Deux remarques, comment va Christian NOYER, le taliban costume-cravate ?
Oh, écoutez, moi je ne connais pas monsieur JOFFRIN, parce que je crois que c'est lui qui m’a traité de taliban.
Dans Libération, oui, il dit : « Les têtes dures de la finance, Christian NOYER par exemple, grand prêtre d’une politique d’austérité, qui conduit l’Europe dans le mur, il s’accroche à ses dogmes, tel un taliban en costume-cravate ».
Je considère bien sûr que c'est une injure pour moi, mais surtout que c'est une offense grave à tous ceux qui sont morts sous le joug des taliban et tous ceux qui vivent sous le joug des talibans. Et je crois en plus que c'est bien mal me connaître, parce que, moi, j’agis aujourd'hui comme hier pour le maintien de la Grèce dans la zone euro, ce qui suppose le redressement de son économie. On a fait tout…

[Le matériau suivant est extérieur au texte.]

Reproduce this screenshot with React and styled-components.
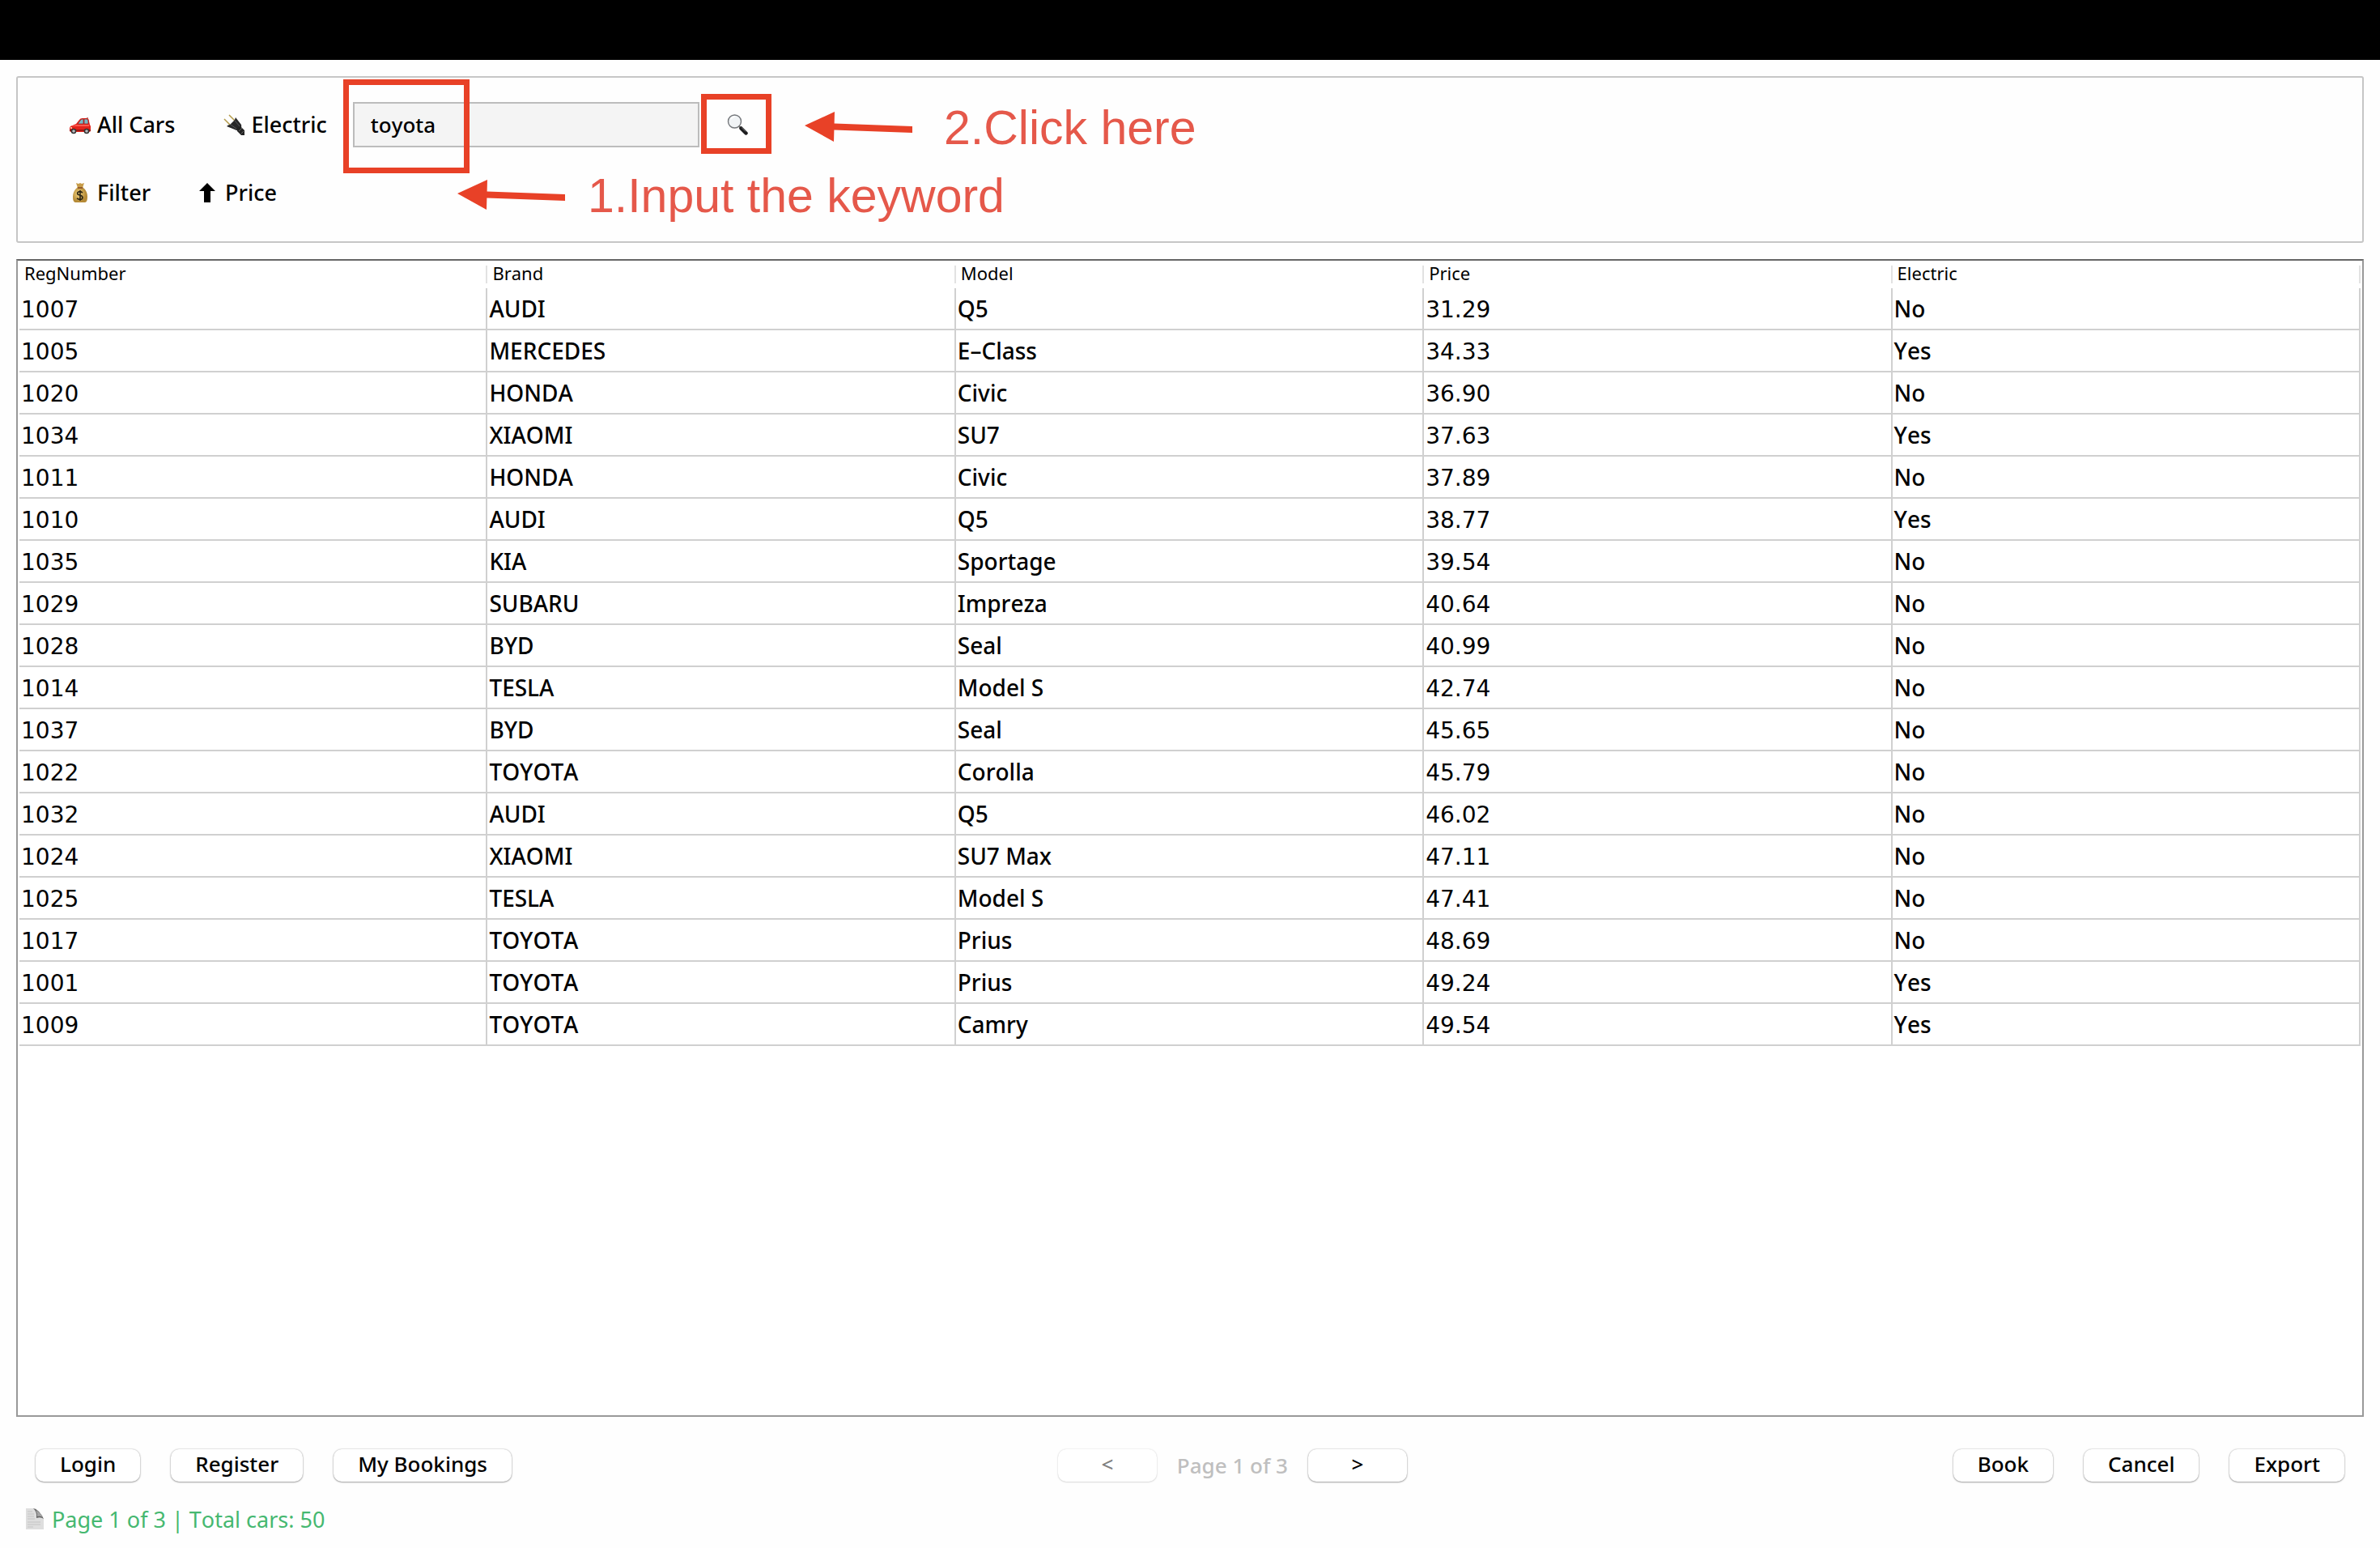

Très bien, très bien, mais vous voulez nous dire que vous n’avez tué personne.
Non seulement je n’ai tué personne, mais je crois avoir tendu la main pour aider à sauver des vies.
Pour le 1er août vous réclamez une baisse du Livret A sous le 1 % actuel. C’est le gouvernement qui décide, il vous reproche de négliger le pouvoir d’achat des Français. Il faut pousser encore les Français à investir. Mais pourquoi vous vous lancez dans une cause qui est perdue d’avance ?
Je vais vous le dire très simplement. Je considère que c'est ma responsabilité. J’ai toujours eu à coeur de défendre le pouvoir d’achat du Livret A. Je ne ferai jamais de propositions, je ne prendrai jamais de décisions, qui ne maintiennent pas le pouvoir ou qui ne défendent pas complètement le pouvoir d’achat du Livret A. Mais on peut, en même temps, défendre le pouvoir d’achat du Livret A et aider à redémarrer l’économie, aider à relancer le logement social, aider à réduire le chômage. C’est la politique de la BCE, avec une baisse des taux qui a été très forte.
Et ce matin vous dites : moins de 1 %. Vous le répétez.
Et ce matin je dis : si on veut relancer l’économie et réduire le chômage, il ne faut pas tergiverser, il faut prendre des décisions qui soient en ligne avec les décisions de la BCE.